Material for the task:
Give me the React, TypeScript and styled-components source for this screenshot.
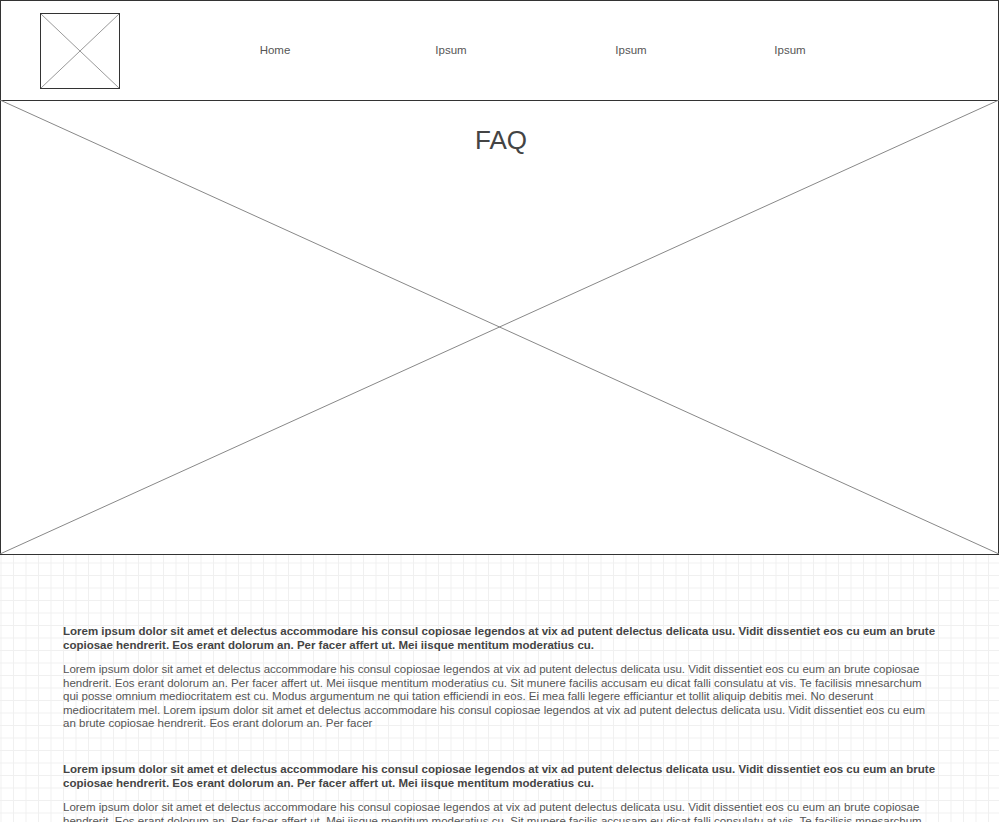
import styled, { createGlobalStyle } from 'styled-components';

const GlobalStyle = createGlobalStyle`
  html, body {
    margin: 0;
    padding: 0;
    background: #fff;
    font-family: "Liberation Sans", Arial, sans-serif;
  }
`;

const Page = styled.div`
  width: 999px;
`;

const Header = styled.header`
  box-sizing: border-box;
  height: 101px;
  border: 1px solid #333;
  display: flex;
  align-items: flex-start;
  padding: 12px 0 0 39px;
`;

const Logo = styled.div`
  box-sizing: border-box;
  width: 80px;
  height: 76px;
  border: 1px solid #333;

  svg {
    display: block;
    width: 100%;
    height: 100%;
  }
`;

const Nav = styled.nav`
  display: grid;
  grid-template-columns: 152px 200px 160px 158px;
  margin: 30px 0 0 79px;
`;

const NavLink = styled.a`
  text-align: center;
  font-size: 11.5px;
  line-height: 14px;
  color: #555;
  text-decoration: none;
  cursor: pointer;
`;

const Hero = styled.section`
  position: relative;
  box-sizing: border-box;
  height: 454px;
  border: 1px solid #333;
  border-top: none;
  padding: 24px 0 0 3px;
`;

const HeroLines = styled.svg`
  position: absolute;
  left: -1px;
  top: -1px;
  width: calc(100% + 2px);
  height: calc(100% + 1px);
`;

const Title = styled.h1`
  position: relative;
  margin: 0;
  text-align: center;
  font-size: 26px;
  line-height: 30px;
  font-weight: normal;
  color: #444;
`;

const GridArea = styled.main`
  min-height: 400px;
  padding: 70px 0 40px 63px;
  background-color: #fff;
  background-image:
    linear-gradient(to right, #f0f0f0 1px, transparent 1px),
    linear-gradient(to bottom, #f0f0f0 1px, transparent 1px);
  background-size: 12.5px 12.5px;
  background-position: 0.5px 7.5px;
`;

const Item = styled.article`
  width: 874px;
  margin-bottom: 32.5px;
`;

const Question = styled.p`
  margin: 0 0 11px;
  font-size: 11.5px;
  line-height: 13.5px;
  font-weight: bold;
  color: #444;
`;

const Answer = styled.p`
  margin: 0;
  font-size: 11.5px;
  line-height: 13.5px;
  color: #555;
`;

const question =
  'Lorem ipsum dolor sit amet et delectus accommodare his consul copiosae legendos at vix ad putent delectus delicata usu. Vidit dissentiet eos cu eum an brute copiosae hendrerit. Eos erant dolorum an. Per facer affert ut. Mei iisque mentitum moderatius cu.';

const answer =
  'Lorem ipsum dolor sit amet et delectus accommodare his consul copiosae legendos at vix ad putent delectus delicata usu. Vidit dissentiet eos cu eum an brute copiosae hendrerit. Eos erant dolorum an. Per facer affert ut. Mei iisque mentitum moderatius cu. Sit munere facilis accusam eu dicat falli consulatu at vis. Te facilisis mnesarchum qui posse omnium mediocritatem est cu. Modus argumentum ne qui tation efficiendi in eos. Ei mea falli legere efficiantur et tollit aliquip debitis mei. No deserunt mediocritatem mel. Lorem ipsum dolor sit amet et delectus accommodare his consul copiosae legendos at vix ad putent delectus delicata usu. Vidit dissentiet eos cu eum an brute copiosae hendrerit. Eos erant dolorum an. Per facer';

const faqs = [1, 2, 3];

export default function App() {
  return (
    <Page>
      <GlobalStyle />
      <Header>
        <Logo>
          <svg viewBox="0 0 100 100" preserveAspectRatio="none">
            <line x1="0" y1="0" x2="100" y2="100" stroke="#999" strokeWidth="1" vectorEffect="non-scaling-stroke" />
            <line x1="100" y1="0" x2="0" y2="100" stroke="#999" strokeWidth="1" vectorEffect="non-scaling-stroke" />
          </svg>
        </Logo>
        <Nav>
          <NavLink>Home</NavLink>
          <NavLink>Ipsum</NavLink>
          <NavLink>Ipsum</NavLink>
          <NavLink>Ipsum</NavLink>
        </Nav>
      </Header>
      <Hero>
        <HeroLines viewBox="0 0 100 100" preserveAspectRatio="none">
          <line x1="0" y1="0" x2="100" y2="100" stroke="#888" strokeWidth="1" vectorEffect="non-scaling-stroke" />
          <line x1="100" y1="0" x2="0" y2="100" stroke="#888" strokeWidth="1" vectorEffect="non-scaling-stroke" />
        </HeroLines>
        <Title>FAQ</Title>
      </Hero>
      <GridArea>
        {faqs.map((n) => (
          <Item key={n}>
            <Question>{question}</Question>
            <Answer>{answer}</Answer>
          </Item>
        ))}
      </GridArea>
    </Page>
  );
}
* * *
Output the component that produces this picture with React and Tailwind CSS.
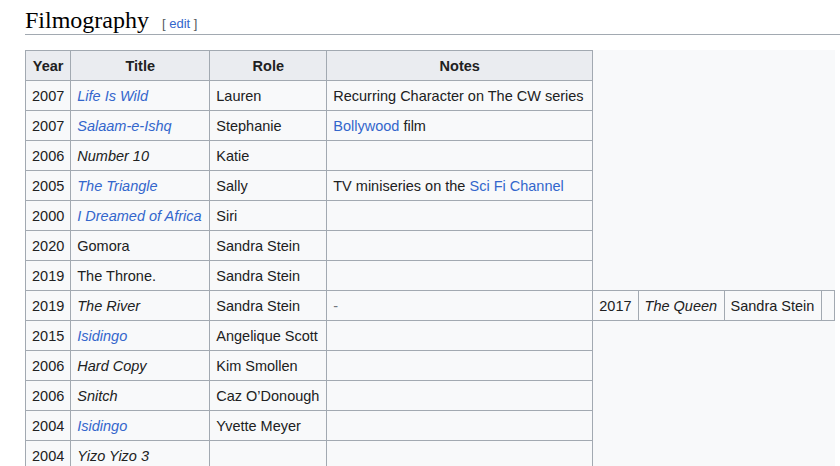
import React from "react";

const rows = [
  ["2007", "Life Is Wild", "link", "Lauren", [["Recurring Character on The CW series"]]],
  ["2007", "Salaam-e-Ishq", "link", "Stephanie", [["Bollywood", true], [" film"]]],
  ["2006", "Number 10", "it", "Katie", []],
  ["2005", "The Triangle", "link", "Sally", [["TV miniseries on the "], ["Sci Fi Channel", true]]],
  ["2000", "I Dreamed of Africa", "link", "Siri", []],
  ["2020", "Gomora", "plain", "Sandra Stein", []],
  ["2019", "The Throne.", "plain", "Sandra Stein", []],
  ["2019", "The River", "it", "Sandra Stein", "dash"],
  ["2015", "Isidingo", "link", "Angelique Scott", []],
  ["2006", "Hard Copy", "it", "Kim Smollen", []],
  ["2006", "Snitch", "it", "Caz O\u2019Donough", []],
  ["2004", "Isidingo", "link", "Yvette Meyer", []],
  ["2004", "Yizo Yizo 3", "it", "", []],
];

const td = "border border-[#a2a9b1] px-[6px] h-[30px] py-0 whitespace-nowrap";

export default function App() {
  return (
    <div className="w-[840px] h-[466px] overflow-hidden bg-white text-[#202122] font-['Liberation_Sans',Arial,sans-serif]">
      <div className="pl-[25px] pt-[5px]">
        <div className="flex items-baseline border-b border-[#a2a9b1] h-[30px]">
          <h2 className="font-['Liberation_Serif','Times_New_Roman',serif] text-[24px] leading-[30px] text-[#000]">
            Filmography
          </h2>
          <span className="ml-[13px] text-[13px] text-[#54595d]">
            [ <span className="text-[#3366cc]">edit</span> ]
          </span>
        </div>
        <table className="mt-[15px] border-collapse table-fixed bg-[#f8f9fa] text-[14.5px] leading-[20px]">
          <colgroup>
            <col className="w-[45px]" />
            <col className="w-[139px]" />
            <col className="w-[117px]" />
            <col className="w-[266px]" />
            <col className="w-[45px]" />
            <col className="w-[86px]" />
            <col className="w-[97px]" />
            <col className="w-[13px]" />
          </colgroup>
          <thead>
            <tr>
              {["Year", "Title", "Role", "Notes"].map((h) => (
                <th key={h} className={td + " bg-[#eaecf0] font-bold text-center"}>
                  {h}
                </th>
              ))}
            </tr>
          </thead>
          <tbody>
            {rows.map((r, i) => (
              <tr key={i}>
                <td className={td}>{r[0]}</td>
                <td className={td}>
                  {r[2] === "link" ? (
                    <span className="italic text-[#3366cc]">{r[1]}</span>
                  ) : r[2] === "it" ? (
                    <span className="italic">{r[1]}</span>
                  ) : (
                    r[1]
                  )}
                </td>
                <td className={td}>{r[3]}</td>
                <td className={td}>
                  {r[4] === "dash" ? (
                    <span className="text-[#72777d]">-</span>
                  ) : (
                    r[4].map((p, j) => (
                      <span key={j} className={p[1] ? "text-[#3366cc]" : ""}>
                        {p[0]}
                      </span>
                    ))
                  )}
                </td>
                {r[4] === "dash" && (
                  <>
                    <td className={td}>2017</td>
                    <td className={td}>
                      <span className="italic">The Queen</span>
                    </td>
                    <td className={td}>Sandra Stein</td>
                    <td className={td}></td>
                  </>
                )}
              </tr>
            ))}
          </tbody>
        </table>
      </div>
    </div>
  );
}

Exercise instructions: How many lines of these entries hold the string "React"? Answer with the number alone.

Result below: 3